Comparison with other models: We examined how well the modified Michaelis-Menten equation performed interpolation in STARR babies compared to ten other commonly used interpolation methods and pediatric growth models including: (1) the ‘last observation carried forward’ model; (2) the linear model; (3) the robust linear model (RLM method, base R MASS package); (4) the Laird and Ware linear model (LWMOD method); (5) the generalized additive model (GAM method); (6) locally estimated scatterplot smoothing (LOESS method, base R stats package); (7) the smooth spline model (smooth.spline method, base R stats package); (8) the multilevel spline model (Wand method); (9) the SITAR (superimposition by translation and rotation) model and (10) fast covariance estimation (FACE method).
Model fit used the holdout approach: a single datapoint (other than birth weight or birth length) was randomly removed from each subject, and the RMSE of the removed datapoint was calculated as the model fitted to the remaining data.

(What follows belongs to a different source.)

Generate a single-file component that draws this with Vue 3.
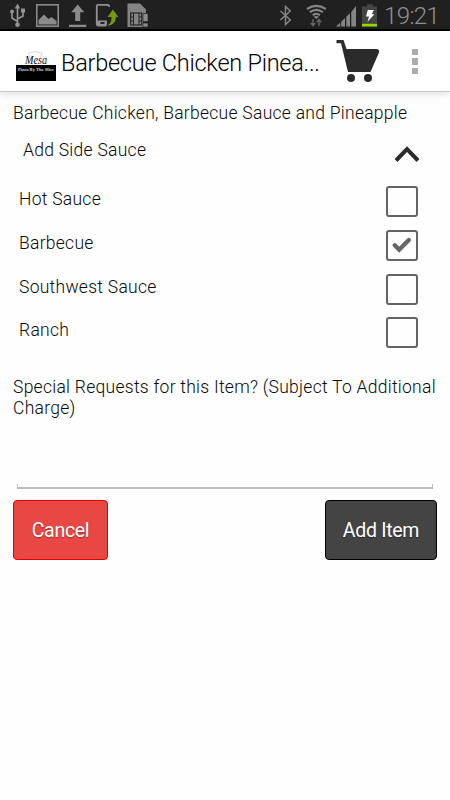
<script setup>
import { ref } from 'vue'

const sauces = ref([
  { name: 'Hot Sauce', checked: false },
  { name: 'Barbecue', checked: true },
  { name: 'Southwest Sauce', checked: false },
  { name: 'Ranch', checked: false },
])
</script>

<template>
  <div class="screen">
    <div class="status">
      <svg class="status-left" width="150" height="29" viewBox="0 0 150 29">
        <g fill="none" stroke="#939393" stroke-width="1.7">
          <path d="M17.5 24V6M17.5 21.5L12 18V12.5M17.5 19L23 16V10.5" />
        </g>
        <g fill="#939393">
          <path d="M17.5 3.5L20.3 8.5H14.7Z" />
          <circle cx="17.5" cy="24.8" r="2.3" />
          <circle cx="12" cy="11.5" r="2" />
          <path d="M21 8.5h4v4h-4z" />
        </g>
        <rect x="36.8" y="4.8" width="21.4" height="21.4" fill="none" stroke="#8b8b8b" stroke-width="1.6" />
        <path d="M38.5 24.5V20L44 14.5L48.5 19L51.5 17L56.5 21V24.5Z" fill="#8b8b8b" />
        <path d="M77.7 4.5L84.3 12.2H80.2V21H75.2V12.2H71.2ZM69 24.7H86.3V27H69Z" fill="#8b8b8b" />
        <path d="M109 7V6Q109 4.8 107.8 4.8H98Q96.8 4.8 96.8 6V24.3Q96.8 25.5 98 25.5H106" fill="none" stroke="#919191" stroke-width="1.8" />
        <path d="M97 20.5H107V25.5H97Z" fill="#919191" />
        <path d="M100.5 22H104.5V24H100.5Z" fill="#252525" />
        <path d="M107 26Q112 23 111.5 17H107.5L113 9.5L118.3 17H115.7Q116 25 107 26Z" fill="#739b0b" />
        <path d="M127.5 3.5H140L146 9.5V13H143V27H127.5Z" fill="#858585" />
        <rect x="130.7" y="13" width="11" height="12" fill="#858585" stroke="#252525" stroke-width="1.2" />
        <path d="M133.5 13V25M139 13V25M131 17H134M131 21H134M139 17H142M139 21H142" stroke="#252525" />
        <path d="M143 13.5H148V21.5H143ZM143 23H148V27H143Z" fill="#8b8b8b" stroke="#252525" stroke-width=".7" />
      </svg>
      <svg class="status-right" width="108" height="29" viewBox="272 0 108 29">
        <path d="M280.5 11L290.3 20L285.5 24.5V6.5L290.3 11L280.5 20" fill="none" stroke="#858585" stroke-width="1.5" />
        <g fill="none" stroke="#858585" stroke-width="2.2">
          <path d="M307 9Q316.3 2.7 325.8 9" />
          <path d="M309.8 12.2Q316.3 7.5 322.9 12.2" />
          <path d="M312.7 15.2Q316.3 12.5 320 15.2" />
        </g>
        <path d="M313.5 16.8Q316.3 15 319 16.8L316.3 19Z" fill="#858585" />
        <path d="M313 19V25.5M310.8 23L313 25.7L315.2 23M319 26V20M316.8 22.3L319 19.6L321.2 22.3" fill="none" stroke="#666" stroke-width="1.4" />
        <path d="M336 26.5L340.2 22.7V26.5ZM341.2 21.8L345 18V26.5H341.2ZM346.3 16.8L350 13.2V26.5H346.3ZM351.3 12L356 6V26.5H351.3Z" fill="#858585" />
        <path d="M362 6.5H367V4.2H372.8V6.5H377V26.5H362Z" fill="#444" />
        <path d="M362 23.8H377V26.5H362Z" fill="#94d500" />
        <path d="M367.8 10H373.8L371.8 14.3H374.4L367.5 21.8L369 16.5H366Z" fill="#fff" />
      </svg>
      <span class="clock">19:21</span>
    </div>

    <header class="bar">
      <svg class="logo" width="40" height="31" viewBox="0 0 40 31">
        <path d="M12 2Q19 -1 26 2L22 13Q15 11 12 2Z" fill="#fafafa" stroke="#c6c6c6" stroke-width=".6" />
        <rect x="0" y="14" width="40" height="16" fill="#000" />
        <text x="9" y="12.8" class="script-text" textLength="22" lengthAdjust="spacingAndGlyphs">Mesa</text>
        <text x="2" y="19.6" class="tagline" textLength="36" lengthAdjust="spacingAndGlyphs">Pizza By The Slice</text>
      </svg>
      <h1 class="title">Barbecue Chicken Pinea...</h1>
      <svg class="cart" width="44" height="44" viewBox="0 0 44 44">
        <path d="M.5 1H7.5L10.5 10H41Q44 11.2 43 13.5L34.5 33H12L5 4.2H.5Z" fill="#2b2b2b" />
        <circle cx="15" cy="39" r="4" fill="#2b2b2b" />
        <circle cx="32" cy="39" r="4" fill="#2b2b2b" />
      </svg>
      <div class="overflow"><i></i><i></i><i></i></div>
    </header>

    <main class="content">
      <p class="desc">Barbecue Chicken, Barbecue Sauce and Pineapple</p>
      <div class="group">
        <span class="group-name">Add Side Sauce</span>
        <svg class="chevron" width="26" height="18" viewBox="0 0 26 18">
          <path d="M2 15.5L13 4.2L24 15.5" fill="none" stroke="#2b2b2b" stroke-width="4" />
        </svg>
      </div>
      <div v-for="s in sauces" :key="s.name" class="option" @click="s.checked = !s.checked">
        <span class="option-name">{{ s.name }}</span>
        <span class="box">
          <svg v-if="s.checked" width="20" height="18" viewBox="0 0 20 18">
            <path d="M2.8 9.3L7.2 13.7L16.8 4" fill="none" stroke="#666" stroke-width="4.4" stroke-linecap="round" />
          </svg>
        </span>
      </div>
      <p class="special">Special Requests for this Item? (Subject To Additional<br>Charge)</p>
      <div class="field"></div>
      <div class="actions">
        <button class="btn cancel">Cancel</button>
        <button class="btn add">Add Item</button>
      </div>
    </main>
  </div>
</template>

<style>
body {
  background: #fefefe;
}
</style>

<style scoped>
.screen {
  width: 450px;
  height: 800px;
  overflow: hidden;
  background: #fefefe;
  color: #080808;
  font-family: Roboto, "Liberation Sans", sans-serif;
}
.status {
  height: 31px;
  box-sizing: border-box;
  border-bottom: 2px solid #000;
  background: #202020;
  display: flex;
}
.status-right {
  margin-left: 122px;
}
.clock {
  margin-left: 4px;
  color: #909090;
  font-size: 24px;
  font-weight: 300;
  letter-spacing: -0.6px;
  line-height: 32px;
  white-space: nowrap;
}
.bar {
  height: 61px;
  box-sizing: border-box;
  display: flex;
  align-items: flex-start;
  background: #fff;
  border-bottom: 1px solid #c6c6c6;
  box-shadow: 0 2px 8px rgba(0, 0, 0, 0.12);
}
.logo {
  margin: 20px 0 0 16px;
}
.script-text {
  font: italic 11.5px "Liberation Serif", serif;
  fill: #111;
}
.tagline {
  font: bold 5px "Liberation Serif", serif;
  fill: #ddd;
}
.title {
  width: 275px;
  margin: 16px 0 0 5px;
  font-size: 23.5px;
  font-weight: 300;
  letter-spacing: -0.25px;
  line-height: 32px;
  color: #000;
  white-space: nowrap;
}
.cart {
  margin-top: 8px;
}
.overflow {
  display: flex;
  flex-direction: column;
  gap: 3px;
  margin: 18px 0 0 32px;
}
.overflow i {
  width: 6px;
  height: 6.3px;
  background: #acacac;
}
.content {
  padding: 11px 13px 0;
  font-size: 17.5px;
  font-weight: 300;
  letter-spacing: 0.27px;
}
.desc {
  margin: 0;
  line-height: 21px;
  white-space: nowrap;
}
.group {
  height: 62px;
  display: flex;
  justify-content: space-between;
  padding: 16px 17px 0 10px;
  box-sizing: border-box;
}
.group-name {
  line-height: 21px;
}
.chevron {
  margin-top: 5px;
}
.option {
  height: 43.8px;
  display: flex;
  justify-content: space-between;
  padding: 0 19.5px 0 6px;
}
.option-name {
  margin-top: 3px;
  line-height: 21px;
}
.box {
  width: 31.5px;
  height: 31px;
  box-sizing: border-box;
  border: 2px solid #646464;
  border-radius: 3px;
  display: flex;
  align-items: center;
  justify-content: center;
}
.special {
  margin: 15.8px 0 0;
  line-height: 21px;
  white-space: nowrap;
}
.field {
  height: 5px;
  box-sizing: border-box;
  margin: 65.5px 4px 0;
  border: 1px solid #bbb;
  border-top: 0;
  border-bottom-width: 2px;
}
.actions {
  display: flex;
  justify-content: space-between;
  margin-top: 11px;
}
.btn {
  height: 60px;
  box-sizing: border-box;
  padding: 0;
  border-radius: 4px;
  color: #fff;
  font-family: inherit;
  font-size: 19.5px;
  font-weight: 400;
  letter-spacing: -0.3px;
  text-shadow: 0 1px 1px rgba(0, 0, 0, 0.35);
}
.cancel {
  width: 95px;
  border: 1px solid #e60000;
  background: #e94744;
}
.add {
  width: 112px;
  border: 1px solid #000;
  background: #444;
}
</style>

The hbgd package was used to fit all models except the ‘last observation carried forward’ model, the linear model and the SITAR model. For the ‘last observation carried forward’ model, the holdout data point was interpolated by the last observation by converting the random holdout value to NA and then using the function na.locf() from the zoo R package. For the simple linear model, the holdout-filtered data were used to determine the slope and intercept via R’s lm() function, which were then used to calculate the holdout value. For the SITAR model, each subject was fitted by calling the sitar() function with df=2 to minimize failures, and the RMSE of the random holdout point was subsequently calculated with the predict() function. For this analysis, set.seed(1234) was used to initialize the pseudorandom generator.
Usage notes
Example R code for fitting weight and/or height data with the MME equation is shown in the MME_growth_fitting.RMD file.

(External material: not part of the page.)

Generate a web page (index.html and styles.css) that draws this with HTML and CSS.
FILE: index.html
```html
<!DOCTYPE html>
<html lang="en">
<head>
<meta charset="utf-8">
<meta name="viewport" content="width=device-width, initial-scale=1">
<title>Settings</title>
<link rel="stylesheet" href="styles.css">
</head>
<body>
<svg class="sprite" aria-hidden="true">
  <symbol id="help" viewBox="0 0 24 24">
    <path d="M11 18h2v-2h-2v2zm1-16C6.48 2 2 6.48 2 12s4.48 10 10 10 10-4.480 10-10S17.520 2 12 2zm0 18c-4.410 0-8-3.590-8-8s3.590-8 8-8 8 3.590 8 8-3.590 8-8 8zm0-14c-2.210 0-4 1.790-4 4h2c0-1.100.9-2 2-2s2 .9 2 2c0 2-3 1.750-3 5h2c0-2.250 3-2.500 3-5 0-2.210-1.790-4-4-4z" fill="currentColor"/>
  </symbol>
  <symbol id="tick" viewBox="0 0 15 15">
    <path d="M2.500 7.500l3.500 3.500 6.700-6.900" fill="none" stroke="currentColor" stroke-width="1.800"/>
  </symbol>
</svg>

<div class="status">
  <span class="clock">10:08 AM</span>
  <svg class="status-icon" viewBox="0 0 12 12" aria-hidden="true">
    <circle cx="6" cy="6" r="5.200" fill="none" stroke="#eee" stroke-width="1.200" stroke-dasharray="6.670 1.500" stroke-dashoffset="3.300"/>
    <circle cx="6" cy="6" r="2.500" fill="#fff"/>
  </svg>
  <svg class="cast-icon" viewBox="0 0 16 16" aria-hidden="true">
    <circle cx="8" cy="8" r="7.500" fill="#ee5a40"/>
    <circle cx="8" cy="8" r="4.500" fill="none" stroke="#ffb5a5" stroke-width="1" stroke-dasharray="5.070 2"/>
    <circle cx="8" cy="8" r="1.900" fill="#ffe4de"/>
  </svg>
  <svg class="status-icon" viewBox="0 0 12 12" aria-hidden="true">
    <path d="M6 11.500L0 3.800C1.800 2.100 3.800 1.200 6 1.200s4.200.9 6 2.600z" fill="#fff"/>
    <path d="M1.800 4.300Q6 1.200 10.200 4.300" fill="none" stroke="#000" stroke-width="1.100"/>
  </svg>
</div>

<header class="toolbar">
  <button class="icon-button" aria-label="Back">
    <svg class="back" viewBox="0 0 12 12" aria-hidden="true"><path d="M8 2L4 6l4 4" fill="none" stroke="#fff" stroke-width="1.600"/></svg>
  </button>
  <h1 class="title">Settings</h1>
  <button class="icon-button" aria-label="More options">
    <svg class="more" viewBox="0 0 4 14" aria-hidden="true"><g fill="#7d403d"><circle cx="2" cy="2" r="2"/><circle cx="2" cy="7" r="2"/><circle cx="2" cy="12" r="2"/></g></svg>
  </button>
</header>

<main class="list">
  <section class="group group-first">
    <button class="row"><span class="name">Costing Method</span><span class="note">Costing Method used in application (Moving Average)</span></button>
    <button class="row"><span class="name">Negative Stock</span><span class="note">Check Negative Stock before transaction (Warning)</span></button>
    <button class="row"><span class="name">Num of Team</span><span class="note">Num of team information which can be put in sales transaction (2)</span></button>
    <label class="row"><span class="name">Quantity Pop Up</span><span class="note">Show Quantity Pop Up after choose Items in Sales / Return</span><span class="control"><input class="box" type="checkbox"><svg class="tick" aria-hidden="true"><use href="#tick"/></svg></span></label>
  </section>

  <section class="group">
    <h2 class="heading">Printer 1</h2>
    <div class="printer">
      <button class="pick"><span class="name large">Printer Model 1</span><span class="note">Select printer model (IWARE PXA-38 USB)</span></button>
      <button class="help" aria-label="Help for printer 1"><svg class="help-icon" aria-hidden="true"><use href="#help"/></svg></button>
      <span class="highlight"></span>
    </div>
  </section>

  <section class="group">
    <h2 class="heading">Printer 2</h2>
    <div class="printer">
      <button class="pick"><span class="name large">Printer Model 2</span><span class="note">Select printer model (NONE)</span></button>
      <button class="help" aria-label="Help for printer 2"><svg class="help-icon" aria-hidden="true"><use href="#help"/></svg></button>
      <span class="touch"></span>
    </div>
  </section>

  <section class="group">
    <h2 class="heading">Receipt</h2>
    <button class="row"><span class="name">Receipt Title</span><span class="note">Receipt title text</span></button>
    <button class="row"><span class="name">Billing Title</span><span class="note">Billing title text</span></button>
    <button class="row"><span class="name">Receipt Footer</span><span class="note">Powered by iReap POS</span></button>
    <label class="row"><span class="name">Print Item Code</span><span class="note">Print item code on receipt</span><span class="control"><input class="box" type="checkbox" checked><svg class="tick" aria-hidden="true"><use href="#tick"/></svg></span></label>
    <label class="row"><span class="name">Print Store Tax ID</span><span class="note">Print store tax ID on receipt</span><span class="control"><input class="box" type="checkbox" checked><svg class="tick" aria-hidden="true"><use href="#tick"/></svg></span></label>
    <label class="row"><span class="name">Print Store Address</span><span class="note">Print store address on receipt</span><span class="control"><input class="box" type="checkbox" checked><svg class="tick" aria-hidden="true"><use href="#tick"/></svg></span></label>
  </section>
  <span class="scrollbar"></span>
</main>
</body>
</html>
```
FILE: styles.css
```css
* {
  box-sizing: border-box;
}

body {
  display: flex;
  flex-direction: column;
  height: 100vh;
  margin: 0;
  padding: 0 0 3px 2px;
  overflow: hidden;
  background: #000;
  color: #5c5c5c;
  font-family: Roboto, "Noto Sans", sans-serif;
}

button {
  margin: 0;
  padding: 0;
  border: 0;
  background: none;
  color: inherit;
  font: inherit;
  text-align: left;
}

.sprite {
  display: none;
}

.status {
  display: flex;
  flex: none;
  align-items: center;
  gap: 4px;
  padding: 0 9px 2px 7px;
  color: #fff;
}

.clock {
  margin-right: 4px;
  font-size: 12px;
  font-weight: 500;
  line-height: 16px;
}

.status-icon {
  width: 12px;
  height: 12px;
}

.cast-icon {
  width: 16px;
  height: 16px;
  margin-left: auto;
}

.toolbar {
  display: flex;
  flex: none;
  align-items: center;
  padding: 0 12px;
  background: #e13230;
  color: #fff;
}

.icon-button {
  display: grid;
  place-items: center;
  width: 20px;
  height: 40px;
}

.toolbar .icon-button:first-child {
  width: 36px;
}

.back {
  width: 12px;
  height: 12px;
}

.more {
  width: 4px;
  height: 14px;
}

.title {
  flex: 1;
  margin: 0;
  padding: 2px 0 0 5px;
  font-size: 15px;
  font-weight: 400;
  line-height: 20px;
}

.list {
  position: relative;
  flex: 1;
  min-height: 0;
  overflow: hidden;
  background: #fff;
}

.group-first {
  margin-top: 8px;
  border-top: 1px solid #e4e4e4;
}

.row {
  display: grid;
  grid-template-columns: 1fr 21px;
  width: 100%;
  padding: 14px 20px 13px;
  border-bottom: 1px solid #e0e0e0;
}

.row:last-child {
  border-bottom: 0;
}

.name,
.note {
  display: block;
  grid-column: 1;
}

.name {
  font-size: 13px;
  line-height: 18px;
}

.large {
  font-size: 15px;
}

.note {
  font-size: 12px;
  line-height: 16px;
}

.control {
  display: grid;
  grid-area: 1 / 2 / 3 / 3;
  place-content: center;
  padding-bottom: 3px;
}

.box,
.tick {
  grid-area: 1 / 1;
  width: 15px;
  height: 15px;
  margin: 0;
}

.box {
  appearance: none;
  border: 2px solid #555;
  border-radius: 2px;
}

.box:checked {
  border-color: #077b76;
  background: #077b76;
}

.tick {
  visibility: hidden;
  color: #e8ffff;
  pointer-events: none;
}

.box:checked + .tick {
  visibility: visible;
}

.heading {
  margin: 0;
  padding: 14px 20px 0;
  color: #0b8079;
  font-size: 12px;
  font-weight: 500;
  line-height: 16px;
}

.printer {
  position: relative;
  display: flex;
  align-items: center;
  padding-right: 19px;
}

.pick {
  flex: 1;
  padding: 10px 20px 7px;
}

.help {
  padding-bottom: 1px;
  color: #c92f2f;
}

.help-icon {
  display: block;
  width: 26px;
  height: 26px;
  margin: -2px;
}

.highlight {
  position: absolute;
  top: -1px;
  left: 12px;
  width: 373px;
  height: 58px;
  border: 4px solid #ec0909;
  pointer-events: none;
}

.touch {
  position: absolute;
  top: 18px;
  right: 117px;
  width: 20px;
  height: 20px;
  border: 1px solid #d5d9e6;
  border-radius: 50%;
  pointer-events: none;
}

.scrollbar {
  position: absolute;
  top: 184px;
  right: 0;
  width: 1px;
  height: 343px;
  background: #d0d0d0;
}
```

This file was written to fit the supplied STARR dataset. However, it can be adapted to alternative data. The HTML version of this file is available as well, in case viewing the script without opening it in R is desired. R_sessionInfo.txt contains the R software version, as well as the versions of the packages included in the code. See the methods section of the manuscript for the description of the starting parameters for the nls() function.